Ghosts, Presidents And Kings Of Offlay

UNTIL President Obama discovered that he had family roots in Co. Offaly, this sizable part of the Irish Midlands was inexplicably over-looked. Even the fact that Taoiseach Brian Cowen was an Offaly man did little for the reputation of the place — indeed he was often unkindly called a BUFFALO, standing for Big Ugly Fellow from Around the Laois-Offaly border area. And of course it usually wasn’t ‘fellow’ and neither was it complimentary.

Yet Co. Offaly has charms aplenty, probably more redolent of the Ireland of yore than the more traditional destinations of Kerry, west Cork and Clare.

Here in the stronghold of the O’Carroll clan are more than 400 castles, haunted houses, the sites of bloody battles, Neolithic stones, great wooded valleys, monasteries, friaries, pagan wishing wells and bullaun stones with their ancient magical significance.

Here are 10 good reasons, amongst many, to head for Offaly:

1. Ghost-hunting

Charleville Castle was finished exactly 200 years ago, snagging and all, for the Bury family — the big shout around these parts back then. Built by Francis Johnston, this is the largest Gothic-style castle in Ireland, with the finest Gothic interiors in the country. The castle played host to Lord Byron, who held many parties here during the 19th century.

I need hardly tell you that the place is haunted, severally, but most notably by Charles Bury’s eight-year-old daughter who met an untimely death here. The castle hosts many events, including “fright nights” for ghost fanciers. Charleville has been investigated by many paranormal investigation groups from around the world, and has appeared on Living TV’s Most Haunted and Fox’s Scariest Places On Earth, as well as, less scary, Northanger Abbey. Charleville is also host to various festivals and concerts.

www.charlevillecastle.com

2. Following in Barack’s footsteps

OK, until President Obama fetched up here, Moneygall was just a sleepy Irish Midlands village, and none the worse for that. If you want to follow in Barack’s footsteps, pay a visit to Ollie Hayes’s pub where the 44th US President, naturally, enjoyed a pint of Guinness.

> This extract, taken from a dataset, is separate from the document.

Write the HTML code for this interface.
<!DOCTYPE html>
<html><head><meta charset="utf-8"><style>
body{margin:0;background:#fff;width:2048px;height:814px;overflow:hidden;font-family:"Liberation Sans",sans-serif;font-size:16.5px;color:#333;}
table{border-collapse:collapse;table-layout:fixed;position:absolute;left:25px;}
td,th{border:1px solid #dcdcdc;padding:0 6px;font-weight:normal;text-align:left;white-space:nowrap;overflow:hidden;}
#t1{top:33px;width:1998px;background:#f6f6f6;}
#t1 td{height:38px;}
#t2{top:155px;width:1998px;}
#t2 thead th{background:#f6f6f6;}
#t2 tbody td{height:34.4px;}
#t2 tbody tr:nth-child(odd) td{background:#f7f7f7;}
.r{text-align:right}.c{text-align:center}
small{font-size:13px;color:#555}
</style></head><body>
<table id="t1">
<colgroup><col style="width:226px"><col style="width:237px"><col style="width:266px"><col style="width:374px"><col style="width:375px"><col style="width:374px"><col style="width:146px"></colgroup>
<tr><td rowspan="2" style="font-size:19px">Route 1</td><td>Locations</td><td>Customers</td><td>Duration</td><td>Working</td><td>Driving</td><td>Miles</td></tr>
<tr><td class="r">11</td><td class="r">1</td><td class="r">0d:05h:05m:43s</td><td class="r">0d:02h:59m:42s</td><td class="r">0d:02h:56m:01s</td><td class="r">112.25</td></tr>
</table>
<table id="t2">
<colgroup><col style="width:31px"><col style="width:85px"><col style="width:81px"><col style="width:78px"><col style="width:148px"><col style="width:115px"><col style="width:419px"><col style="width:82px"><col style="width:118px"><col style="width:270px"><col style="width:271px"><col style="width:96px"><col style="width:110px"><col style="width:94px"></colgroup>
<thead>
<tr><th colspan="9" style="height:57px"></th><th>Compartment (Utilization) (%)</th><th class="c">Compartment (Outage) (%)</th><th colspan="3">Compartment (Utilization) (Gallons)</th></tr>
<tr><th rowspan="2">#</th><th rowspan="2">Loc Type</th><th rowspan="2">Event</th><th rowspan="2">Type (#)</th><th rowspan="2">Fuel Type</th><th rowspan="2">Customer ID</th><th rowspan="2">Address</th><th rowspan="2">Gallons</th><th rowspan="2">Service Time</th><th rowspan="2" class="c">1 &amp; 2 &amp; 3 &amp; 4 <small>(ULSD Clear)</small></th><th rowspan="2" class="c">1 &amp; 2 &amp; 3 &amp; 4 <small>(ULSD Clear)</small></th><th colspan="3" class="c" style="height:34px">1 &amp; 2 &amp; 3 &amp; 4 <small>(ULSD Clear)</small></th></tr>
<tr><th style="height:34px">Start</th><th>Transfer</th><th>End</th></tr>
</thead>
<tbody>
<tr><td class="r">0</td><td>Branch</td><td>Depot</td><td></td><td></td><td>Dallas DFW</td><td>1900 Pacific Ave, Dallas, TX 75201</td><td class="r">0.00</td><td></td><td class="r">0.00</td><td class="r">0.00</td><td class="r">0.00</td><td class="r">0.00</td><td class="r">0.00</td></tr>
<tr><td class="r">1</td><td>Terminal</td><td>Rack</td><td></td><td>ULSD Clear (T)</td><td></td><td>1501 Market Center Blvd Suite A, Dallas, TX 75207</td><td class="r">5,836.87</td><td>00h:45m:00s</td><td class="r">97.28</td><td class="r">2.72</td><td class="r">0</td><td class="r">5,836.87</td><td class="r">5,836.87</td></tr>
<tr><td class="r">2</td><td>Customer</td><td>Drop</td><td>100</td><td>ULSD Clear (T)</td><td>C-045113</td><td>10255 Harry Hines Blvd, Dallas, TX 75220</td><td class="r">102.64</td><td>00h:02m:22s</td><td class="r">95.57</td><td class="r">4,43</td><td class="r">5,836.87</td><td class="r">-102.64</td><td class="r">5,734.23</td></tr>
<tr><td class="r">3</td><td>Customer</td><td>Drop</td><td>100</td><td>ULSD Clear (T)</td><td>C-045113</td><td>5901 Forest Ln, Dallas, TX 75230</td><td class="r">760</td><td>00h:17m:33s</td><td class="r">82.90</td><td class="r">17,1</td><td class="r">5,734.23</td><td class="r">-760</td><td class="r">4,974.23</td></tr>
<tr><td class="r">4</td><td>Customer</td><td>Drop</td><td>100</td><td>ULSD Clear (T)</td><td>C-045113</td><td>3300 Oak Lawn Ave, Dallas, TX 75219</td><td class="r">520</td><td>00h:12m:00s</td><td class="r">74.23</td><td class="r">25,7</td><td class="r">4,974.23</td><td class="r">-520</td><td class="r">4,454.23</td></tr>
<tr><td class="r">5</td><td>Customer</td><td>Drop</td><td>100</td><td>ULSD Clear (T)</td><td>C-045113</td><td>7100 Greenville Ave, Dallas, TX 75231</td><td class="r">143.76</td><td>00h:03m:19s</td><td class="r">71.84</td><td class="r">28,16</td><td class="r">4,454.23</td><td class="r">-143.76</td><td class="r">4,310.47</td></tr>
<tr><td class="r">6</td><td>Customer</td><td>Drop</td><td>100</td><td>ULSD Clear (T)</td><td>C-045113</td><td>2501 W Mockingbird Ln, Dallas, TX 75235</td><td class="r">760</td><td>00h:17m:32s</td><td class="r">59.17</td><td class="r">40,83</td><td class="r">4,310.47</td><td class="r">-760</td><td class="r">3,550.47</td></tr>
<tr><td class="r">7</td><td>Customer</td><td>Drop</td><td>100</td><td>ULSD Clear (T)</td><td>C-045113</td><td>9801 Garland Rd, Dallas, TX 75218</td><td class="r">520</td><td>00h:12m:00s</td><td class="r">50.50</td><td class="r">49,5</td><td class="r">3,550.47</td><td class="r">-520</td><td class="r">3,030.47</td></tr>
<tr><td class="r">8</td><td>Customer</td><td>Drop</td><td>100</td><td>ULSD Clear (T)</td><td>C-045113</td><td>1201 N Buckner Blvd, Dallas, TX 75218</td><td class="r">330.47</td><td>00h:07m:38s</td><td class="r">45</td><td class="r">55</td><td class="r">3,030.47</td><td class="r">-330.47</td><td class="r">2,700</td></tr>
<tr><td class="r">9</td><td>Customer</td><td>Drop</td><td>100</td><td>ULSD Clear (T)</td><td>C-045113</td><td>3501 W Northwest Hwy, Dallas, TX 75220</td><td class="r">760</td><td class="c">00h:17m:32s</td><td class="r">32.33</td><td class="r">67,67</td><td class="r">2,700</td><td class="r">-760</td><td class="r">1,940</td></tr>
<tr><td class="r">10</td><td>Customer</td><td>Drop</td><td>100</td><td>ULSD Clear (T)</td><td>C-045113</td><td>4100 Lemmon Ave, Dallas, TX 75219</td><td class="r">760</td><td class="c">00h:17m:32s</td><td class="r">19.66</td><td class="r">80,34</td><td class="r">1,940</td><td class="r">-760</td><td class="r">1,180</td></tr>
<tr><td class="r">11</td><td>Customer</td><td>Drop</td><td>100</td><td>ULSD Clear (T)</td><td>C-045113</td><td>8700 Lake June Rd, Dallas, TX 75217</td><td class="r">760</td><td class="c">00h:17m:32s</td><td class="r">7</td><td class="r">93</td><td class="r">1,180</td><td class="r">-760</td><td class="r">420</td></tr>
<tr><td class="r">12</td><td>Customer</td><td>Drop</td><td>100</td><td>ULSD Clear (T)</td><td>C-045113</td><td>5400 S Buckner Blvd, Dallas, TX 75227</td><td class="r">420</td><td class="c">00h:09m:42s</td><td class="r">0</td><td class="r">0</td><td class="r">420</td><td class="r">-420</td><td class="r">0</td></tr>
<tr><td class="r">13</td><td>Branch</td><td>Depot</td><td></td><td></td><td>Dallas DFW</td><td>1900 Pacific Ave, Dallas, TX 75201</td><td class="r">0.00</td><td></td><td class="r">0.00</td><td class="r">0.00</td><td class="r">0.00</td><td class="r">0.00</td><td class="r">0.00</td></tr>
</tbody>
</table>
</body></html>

3. Taking a tour round Tullamore

Tullamore, oddly enough, is the scene of the world’s first aviation disaster. In 1785 the town was seriously damaged when the crash of a hot air balloon resulted in a fire that burned down as many as 130 homes.

Coincidentally, Co. Offaly may also have been the site of the world’s first fatality caused by a road traffic accident. Until recently the received wisdom was that an Irish lady, Mrs. Bridget Driscoll, was knocked down and killed in Crystal Palace in 1896 when a car, a Roger-Benz, came hurtling round a corner at the breakneck speed of 4 mph.

But recent research indicates that the world’s first road fatality may well have occurred at Birr Castle (see below) in 1869. The victim was Mary Ward, a cousin of the Earl of Rosse, who lived in Birr Castle. Ward fell from the family’s steam carriage and died after being crushed under its metal wheels.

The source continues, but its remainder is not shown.